For the record, I don’t see anything inherently wrong or evil with prostitution in theory. In practice, though, I think it is overwhelmingly a dreadful, demeaning industry that we would be better off without. 

The “Nordic model,” which only criminalizes the buyers of prostitutes’ services (the “johns”), seems like a good way to achieve the goal of eradicating prostitution. There are competing arguments and statistics from the proponents and opponents. 

But Zerbisias mentions something that is undeniable. Canada does not have the same social welfare income supports as the Nordic countries. If women in Canada are entering into prostitution out of economic necessity, nothing in this bill, including the ridiculous $20 million fund for police and rescue groups, is going to help them make ends meet.

Frank Bedek


Give John Tory a chance

I was willing to give NOW a pass after the Why Is Our City Council So White issue (NOW, November 27-December 3), with likely the worst photographic representation of John Tory. 

However, the latest edition pigeonholing Tory as Rob Ford (NOW, December 4-10) is a bit absurd. 

I am relieved that the Rob Ford-led five-alarm gong show no longer holds the reins of the city that I love. It’s time for a fresh start and to allow the city to heal its open sore. How about giving the guy a shot instead of pounding the splitter further into the stump that is currently Toronto?

Blair Campbell


Godawful conservatives

Tolerance, good governance and concern for more than the bottom line are not mandated by skin colour (NOW, November 27-December 3). And to suggest otherwise is wrong. 

I, too, wish city council were made up of different people. But I would take a white guy instead of Denzil Minnan-Wong (a visible minority on council last I checked) as long as that guy didn’t want to outsource jobs, lower taxes, reduce programs and generally not care unless it was for business interests. 

Conservatives always tout balancing the budget and lowering taxes as if those things were the word of God. What God (if he even exists) would want, I would think, is for us all to take care of each other. Not going to happen with conservatives in charge. 

S. Rawley


How not to reform council

Re Five Ways To A More Diverse Council (NOW, November 27-December 3).

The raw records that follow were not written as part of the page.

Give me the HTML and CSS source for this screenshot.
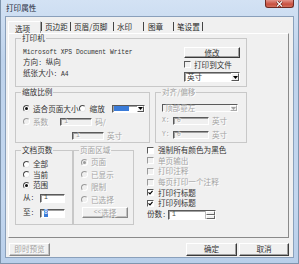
FILE: index.html
```html
<!DOCTYPE html>
<html>
<head>
<meta charset="utf-8">
<link rel="stylesheet" href="styles.css">
</head>
<body>
<div class="window">
  <div class="titlebar">
    <span class="title">打印属性</span>
    <span class="close"><svg width="9" height="6" viewBox="0 0 9 6"><path d="M2 0.5 L7 5.5 M7 0.5 L2 5.5" stroke="#5a1a12" stroke-width="2.4"/><path d="M2 0.5 L7 5.5 M7 0.5 L2 5.5" stroke="#fff" stroke-width="1.2"/></svg></span>
  </div>
  <div class="client">
    <div class="tabs">
      <span class="tab active t1">选项</span>
      <span class="tab t2">页边距</span>
      <span class="tab t3">页眉/页脚</span>
      <span class="tab t4">水印</span>
      <span class="tab t5">图章</span>
      <span class="tab t6">笔设置</span>
    </div>
    <div class="panel">
      <fieldset class="group g-printer">
        <legend>打印机</legend>
        <div class="printer-row">
          <div class="printer-info">
            <div><span class="a">Microsoft XPS Document Writer</span></div>
            <div>方向<span class="a">: </span>纵向</div>
            <div>纸张大小<span class="a">: A4</span></div>
          </div>
          <div class="printer-ctrl">
            <div class="btn btn-modify">修改</div>
            <div class="check chk-file"><span class="cb"></span><span>打印到文件</span></div>
            <div class="select sel-unit"><span class="sel-text">英寸</span><span class="sel-arrow"><svg width="5" height="3" viewBox="0 0 5 3"><path d="M0 0 H5 L2.5 3 Z" fill="#000"/></svg></span></div>
          </div>
        </div>
      </fieldset>

      <div class="row2">
        <fieldset class="group g-scale">
          <legend>缩放比例</legend>
          <div class="scale-r1">
            <span class="radio on"></span><span class="lbl-fit">适合页面大小</span>
            <span class="radio"></span><span class="lbl-zoom">缩放</span>
            <div class="select sel-zoom"><span class="sel-hl"></span><span class="sel-arrow"><svg width="5" height="3" viewBox="0 0 5 3"><path d="M0 0 H5 L2.5 3 Z" fill="#000"/></svg></span></div>
          </div>
          <div class="scale-r2 dis">
            <span class="radio"></span><span class="lbl-coef">系数</span>
            <div class="input in-scale"><span class="a">1</span></div><span class="unit">码/</span>
          </div>
          <div class="scale-r3 dis">
            <div class="input in-scale"><span class="a">1</span></div><span class="unit">英寸</span>
          </div>
        </fieldset>
        <fieldset class="group g-align dis">
          <legend>对齐/偏移</legend>
          <div class="select sel-align"><span class="sel-text">顶部靠左</span><span class="sel-arrow"><svg width="5" height="3" viewBox="0 0 5 3"><path d="M0 0 H5 L2.5 3 Z" fill="#a0a0a0"/></svg></span></div>
          <div class="off-row off-x"><span class="a xy">X:</span><div class="input in-off"><span class="a">0</span></div><span class="unit">英寸</span></div>
          <div class="off-row off-y"><span class="a xy">Y:</span><div class="input in-off"><span class="a">0</span></div><span class="unit">英寸</span></div>
        </fieldset>
      </div>

      <div class="row3">
        <fieldset class="group g-pages">
          <legend>文档页数</legend>
          <div class="opt"><span class="radio"></span><span>全部</span></div>
          <div class="opt"><span class="radio"></span><span>当前</span></div>
          <div class="opt"><span class="radio on"></span><span>范围</span></div>
          <div class="range r-from"><span class="rl">从<span class="a">:</span></span><div class="input in-range"><span class="a">1</span></div></div>
          <div class="range r-to"><span class="rl">至<span class="a">:</span></span><div class="input in-range"><span class="a sel">8</span></div></div>
        </fieldset>
        <fieldset class="group g-area dis">
          <legend>页面区域</legend>
          <div class="opt"><span class="radio on"></span><span>页面</span></div>
          <div class="opt"><span class="radio"></span><span>已显示</span></div>
          <div class="opt"><span class="radio"></span><span>限制</span></div>
          <div class="opt"><span class="radio"></span><span>已选择</span></div>
          <div class="btn btn-choose"><span class="a">&lt;&lt; </span>选择</div>
        </fieldset>
        <div class="checks">
          <div class="check"><span class="cb"></span><span>强制所有颜色为黑色</span></div>
          <div class="check dis"><span class="cb"></span><span>单页输出</span></div>
          <div class="check dis"><span class="cb"></span><span>打印注释</span></div>
          <div class="check dis"><span class="cb"></span><span>每页打印一个注释</span></div>
          <div class="check"><span class="cb on"><svg width="5" height="5" viewBox="0 0 5 5"><path d="M0.5 2.3 L2 3.8 L4.6 0.8" stroke="#000" stroke-width="1.2" fill="none"/></svg></span><span>打印行标题</span></div>
          <div class="check"><span class="cb on"><svg width="5" height="5" viewBox="0 0 5 5"><path d="M0.5 2.3 L2 3.8 L4.6 0.8" stroke="#000" stroke-width="1.2" fill="none"/></svg></span><span>打印列标题</span></div>
          <div class="copies"><span>份数<span class="a">:</span></span><div class="input in-copies"><span class="a">1</span><span class="spin"><span class="sp"></span><span class="sp"></span></span></div></div>
        </div>
      </div>
    </div>
    <div class="footer">
      <div class="btn btn-preview dis">即时预览</div>
      <div class="btn btn-ok">确定</div>
      <div class="btn btn-cancel">取消</div>
    </div>
  </div>
</div>
</body>
</html>
```

FILE: styles.css
```css
* { box-sizing: border-box; }
html, body { margin: 0; padding: 0; }
body {
  width: 299px; height: 264px; overflow: hidden;
  font-family: "Noto Sans CJK SC", "Noto Sans", sans-serif;
  font-size: 7.6px; line-height: 8px; color: #333; background: #c6d9f0;
}
.a { font-family: "Liberation Mono", monospace; font-size: 6.3px; }

.window {
  width: 299px; height: 264px;
  background: linear-gradient(#d3e2f4, #bed3ec 60px, #c3d7ef 200px, #b9cfea);
  display: flex; flex-direction: column;
  padding: 0 4px 5px 4px;
  border-left: 1px solid #7f95ae; border-right: 1px solid #7f95ae; border-bottom: 1px solid #7f95ae;
}
.titlebar { height: 16px; display: flex; align-items: flex-start; }
.title { margin-top: 4px; margin-left: 1px; color: #1b2838; }
.close {
  margin-left: auto; margin-right: 0; width: 29px; height: 8px;
  background: linear-gradient(#e2938a, #c8503f 60%, #d2705d);
  border: 1px solid #6e2a22; border-top: none; border-radius: 0 0 3px 3px;
  display: flex; align-items: center; justify-content: center;
}

.client {
  flex: 1; background: #f0f0f0;
  border: 1px solid #8aa0bb;
  display: flex; flex-direction: column;
  padding: 3px 4px 0 2px;
}

/* tabs */
.tabs { height: 13px; display: flex; align-items: flex-end; }
.tab { height: 12px; padding-top: 2px; white-space: nowrap; color: #2a2a2a; }
.tab:not(.active)::before {
  content: ""; display: inline-block; width: 1px; height: 9px; background: #444;
  vertical-align: top; margin-top: -1px;
}
.t1 { width: 33px; padding-left: 6px; height: 13px; padding-top: 3px;
  border-top: 1px solid #fff; border-left: 1px solid #fff; border-right: 1px solid #a0a0a0; background: #f0f0f0; margin-bottom: -1px; }
.t2 { width: 29px; }
.t2::before { margin-right: 3px; }
.t3 { width: 43px; }
.t3::before { margin-right: 3px; }
.t4 { width: 30px; }
.t4::before { margin-right: 3px; }
.t5 { width: 30px; }
.t5::before { margin-right: 4px; }
.t6 { width: 32px; }
.t6::before { margin-right: 3px; }
.t6::after { content: ""; display: inline-block; width: 1px; height: 9px; background: #444; vertical-align: top; margin-top: -1px; margin-left: 2px; }

.panel {
  height: 205px;
  border: 1px solid; border-color: #fff #8a8a8a #8a8a8a #fff;
  padding: 0 0 0 6px;
  display: flex; flex-direction: column;
}

/* group boxes */
fieldset.group {
  margin: 0; padding: 0; min-width: 0;
  border: 1px solid #c8c8c8;
}
fieldset.group legend {
  padding: 0 1px; margin-left: 5px; line-height: 8px; height: 8px;
}
.dis, .dis legend { color: #a3a3a3; }

.g-printer { width: 232px; height: 53px; }
.printer-row { display: flex; padding: 4px 6px 0 7px; }
.printer-info { line-height: 9px; color: #333; }
.printer-ctrl { margin-left: auto; width: 56px; display: flex; flex-direction: column; margin-top: 1px; }
.btn {
  border: 1px solid; border-color: #fff #3a3a3a #3a3a3a #fff;
  box-shadow: inset -1px -1px 0 #a0a0a0;
  background: #f0f0f0; text-align: center; display: flex; align-items: center; justify-content: center;
}
.btn-modify { height: 11px; }
.check { display: flex; align-items: center; height: 10px; white-space: nowrap; }
.cb {
  width: 7px; height: 7px; flex: none; background: #fff;
  border: 1px solid; border-color: #5a5a5a #fff #fff #5a5a5a;
  display: flex; align-items: center; justify-content: center; margin-right: 4px;
}
.chk-file { margin-top: 1px; height: 11px; }
.chk-file .cb { margin-right: 3px; background: #f0f0f0; }
.select {
  height: 10px; background: #fff; display: flex; align-items: center;
  border: 1px solid; border-color: #5a5a5a #fff #fff #5a5a5a;
  box-shadow: inset 1px 1px 0 #a0a0a0;
}
.sel-unit { margin-top: 2px; }
.sel-text { padding-left: 2px; flex: 1; }
.sel-arrow {
  width: 8px; height: 8px; flex: none; margin-left: auto; margin-right: 0;
  border: 1px solid; border-color: #fff #555 #555 #fff; background: #f0f0f0;
  display: flex; align-items: center; justify-content: center;
}

/* row 2 */
.row2 { display: flex; gap: 5px; margin-top: 1px; }
.g-scale { width: 135px; height: 55px; }
.g-align { width: 92px; height: 55px; }
.radio {
  width: 7px; height: 7px; flex: none; border-radius: 50%; background: #fff;
  border: 1px solid; border-color: #4a4a4a #e8e8e8 #e8e8e8 #4a4a4a;
  display: inline-flex; align-items: center; justify-content: center;
}
.radio.on::after { content: ""; width: 3px; height: 3px; border-radius: 50%; background: #111; }
.dis .radio { background: #f0f0f0; border-color: #9a9a9a #fff #fff #9a9a9a; }
.dis .radio.on::after { background: #9a9a9a; }
.dis .cb { background: #f0f0f0; border-color: #9a9a9a #fff #fff #9a9a9a; }
.dis { text-shadow: 1px 1px 0 #fff; }

.scale-r1 { display: flex; align-items: center; margin-top: 8px; padding-left: 7px; height: 9px; }
.lbl-fit { margin-left: 3px; }
.lbl-zoom { margin-left: 4px; }
.sel-zoom { width: 33px; height: 8px; margin-left: 7px; }
.sel-hl { width: 15px; height: 5px; background: #3a7bd8; margin-left: 1px; }
.sel-zoom .sel-arrow { width: 7px; height: 6px; }
.scale-r2 { display: flex; align-items: center; padding-left: 7px; margin-top: 4px; height: 9px; }
.lbl-coef { margin-left: 3px; }
.input {
  background: #fff; height: 8px; display: flex; align-items: center;
  border: 1px solid; border-color: #5a5a5a #fff #fff #5a5a5a;
  box-shadow: inset 1px 1px 0 #a0a0a0; padding-left: 3px; color: #444;
}
.dis .input { background: #f0f0f0; color: #a0a0a0; }
.in-scale { width: 32px; margin-left: 12px; }
.unit { margin-left: 3px; }
.scale-r3 { display: flex; align-items: center; padding-left: 44px; margin-top: 5px; height: 9px; }

.sel-align { width: 76px; height: 8px; margin: 8px 0 0 6px; background: #f0f0f0; box-shadow: none; }
.sel-align .sel-arrow { width: 7px; height: 6px; border-color: #fff #aaa #aaa #fff; }
.off-row { display: flex; align-items: center; padding-left: 6px; height: 9px; }
.off-x { margin-top: 4px; }
.off-y { margin-top: 5px; }
.xy { width: 11px; }
.in-off { width: 36px; }

/* row 3 */
.row3 { display: flex; margin-top: 3px; }
.g-pages { width: 58px; height: 79px; }
.g-area { width: 61px; height: 79px; margin-left: 5px; }
.opt { display: flex; align-items: center; height: 10px; padding-left: 7px; }
.opt .radio { margin-right: 3px; }
.g-pages .opt:first-of-type { margin-top: 5px; }
.g-pages .opt { height: 10.5px; }
.range { display: flex; align-items: center; padding-left: 7px; height: 9px; }
.r-from { margin-top: 3px; }
.r-to { margin-top: 6px; }
.rl { width: 17px; }
.in-range { width: 25px; height: 9px; }
.sel { background: #3a7bd8; color: #fff; }
.g-area .opt { padding-left: 7px; height: 12.5px; }
.g-area .opt:first-of-type { margin-top: 2px; }
.btn-choose { width: 46px; height: 11px; margin: 1px 0 0 8px; border-color: #fff #888 #888 #fff; box-shadow: inset -1px -1px 0 #c0c0c0; }

.checks { margin-left: 13px; margin-top: -1px; display: flex; flex-direction: column; }
.checks .check { height: 10.6px; }
.cb.on { background: #fff; }
.copies { display: flex; align-items: center; height: 11px; margin-top: 1px; }
.in-copies { width: 48px; height: 10px; margin-left: 2px; padding-right: 0; }
.spin { margin-left: auto; width: 10px; height: 8px; display: flex; flex-direction: column; border-left: 1px solid #bbb; }
.sp { flex: 1; border: 1px solid; border-color: #fff #666 #666 #fff; background: #f0f0f0; }

/* footer */
.footer { display: flex; align-items: center; margin-top: 4px; height: 14px; padding-left: 1px; }
.btn-preview { width: 41px; height: 13px; color: #a3a3a3; border-color: #fff #888 #888 #fff; box-shadow: inset -1px -1px 0 #c0c0c0; }
.btn-ok { width: 51px; height: 13px; margin-left: auto; }
.btn-cancel { width: 50px; height: 13px; margin-left: 2px; }
```
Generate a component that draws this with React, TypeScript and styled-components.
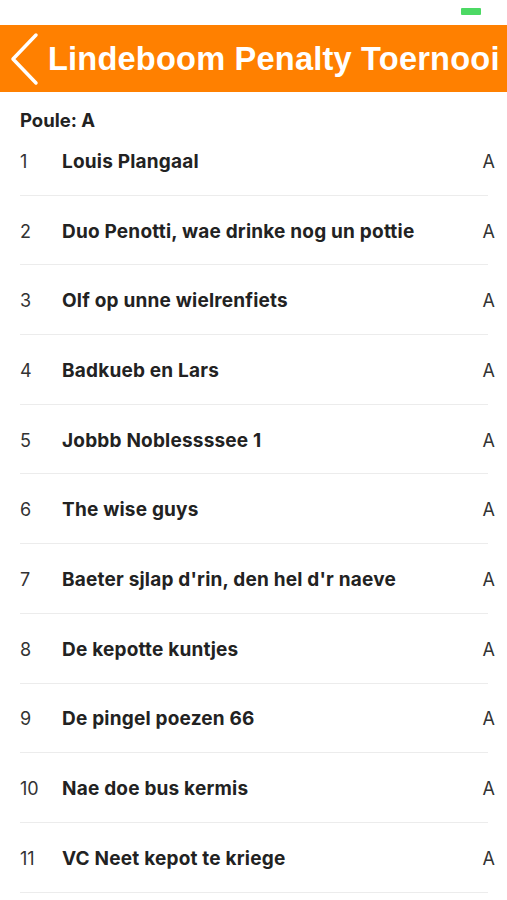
import styled, { createGlobalStyle } from "styled-components";

const teams = [
  "Louis Plangaal",
  "Duo Penotti, wae drinke nog un pottie",
  "Olf op unne wielrenfiets",
  "Badkueb en Lars",
  "Jobbb Noblessssee 1",
  "The wise guys",
  "Baeter sjlap d'rin, den hel d'r naeve",
  "De kepotte kuntjes",
  "De pingel poezen 66",
  "Nae doe bus kermis",
  "VC Neet kepot te kriege",
];

const GlobalStyle = createGlobalStyle`
  html, body {
    margin: 0;
    padding: 0;
    background: #fff;
    overflow: hidden;
  }
  body {
    font-family: Inter, "Liberation Sans", sans-serif;
    color: #222;
  }
`;

const App = () => {
  return (
    <Screen>
      <GlobalStyle />
      <StatusBar>
        <Battery />
      </StatusBar>
      <NavBar>
        <BackButton aria-label="back">
          <svg width="30" height="54" viewBox="0 0 30 54">
            <path
              d="M27 3 L4 27 L27 51"
              fill="none"
              stroke="#fff"
              strokeWidth="3.5"
              strokeLinecap="round"
              strokeLinejoin="round"
            />
          </svg>
        </BackButton>
        <Title>Lindeboom Penalty Toernooi</Title>
      </NavBar>
      <Section>
        <PouleLabel>Poule: A</PouleLabel>
        <List>
          {teams.map((name, i) => (
            <Row key={name}>
              <Num>{i + 1}</Num>
              <Name>{name}</Name>
              <Group>A</Group>
            </Row>
          ))}
        </List>
      </Section>
    </Screen>
  );
};

export default App;

const Screen = styled.div`
  width: 507px;
  height: 900px;
  overflow: hidden;
  background: #fff;
`;

const StatusBar = styled.div`
  height: 25px;
  display: flex;
  justify-content: flex-end;
  align-items: flex-start;
  padding-right: 26px;
`;

const Battery = styled.div`
  width: 20px;
  height: 7px;
  margin-top: 8px;
  border-radius: 1px;
  background: #4cd964;
`;

const NavBar = styled.div`
  height: 67px;
  background: #ff8000;
  display: flex;
  align-items: center;
  padding-left: 9px;
  gap: 9px;
`;

const BackButton = styled.div`
  display: flex;
  align-items: center;
  width: 30px;
  height: 54px;
`;

const Title = styled.h1`
  margin: 0;
  font-family: "Liberation Sans", Arial, sans-serif;
  font-weight: 700;
  font-size: 32.6px;
  color: #fff;
  white-space: nowrap;
  letter-spacing: 0.2px;
`;

const Section = styled.div`
  padding: 0 19px 0 20px;
`;

const PouleLabel = styled.div`
  font-weight: 700;
  font-size: 18.5px;
  color: #222;
  padding-top: 18px;
  height: 16px;
  line-height: 20px;
`;

const List = styled.div`
  display: flex;
  flex-direction: column;
`;

const Row = styled.div`
  height: 69.7px;
  box-sizing: border-box;
  display: flex;
  align-items: center;
  border-bottom: 1.5px solid #ececec;
  padding-top: 2px;
`;

const Num = styled.span`
  width: 42px;
  font-size: 18px;
  font-weight: 400;
  color: #333;
`;

const Name = styled.span`
  flex: 1;
  font-size: 19px;
  font-weight: 700;
  color: #222;
  letter-spacing: 0.2px;
  white-space: nowrap;
`;

const Group = styled.span`
  font-size: 18px;
  color: #333;
  margin-right: -7px;
`;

If immigrants with citizenship turnout in low numbers during municipal elections, I would expect turnout among permanent residents to be even lower. 

And given the downtown-suburban vote split, Harper-style party discipline is the last thing we need in municipal politics.

To make it easier to get rid of incumbents, the province should go back to having elections every three years. We could have gotten rid of a dysfunctional mayor a year earlier.

Brian Graff


Losing focus on Jian Ghomeshi

The Jian Ghomeshi scandal has dominated mainstream news for quite a while, and I’d been looking forward to a progressive NOW article about the issue. And save for the headline, Jacob Scheier’s The Ghomeshi Effect (NOW, December 4-10) did not disappoint. 

But in cases of violence against women, why is it that we focus so much on the abuser and pay so little attention to the survivors or victims? 

People will forever remember Ghomeshi because of this scandal, but are they going to remember the name of even one woman brave enough to come forward and press charges against him? For once, can’t we focus on the women?

Karen Lau


Bitchin’ bear in bad taste 

I was shocked and dismayed to discover that the Drake General Store is selling as a gift a small bear (Jian Ghomeshi, anyone?) with a heart on its chest bearing the words “Shit bitch you is fine.” I was even more amazed at the lack of sensitivity shown by NOW in placing it in the Gift Guide (NOW, December 4-10). 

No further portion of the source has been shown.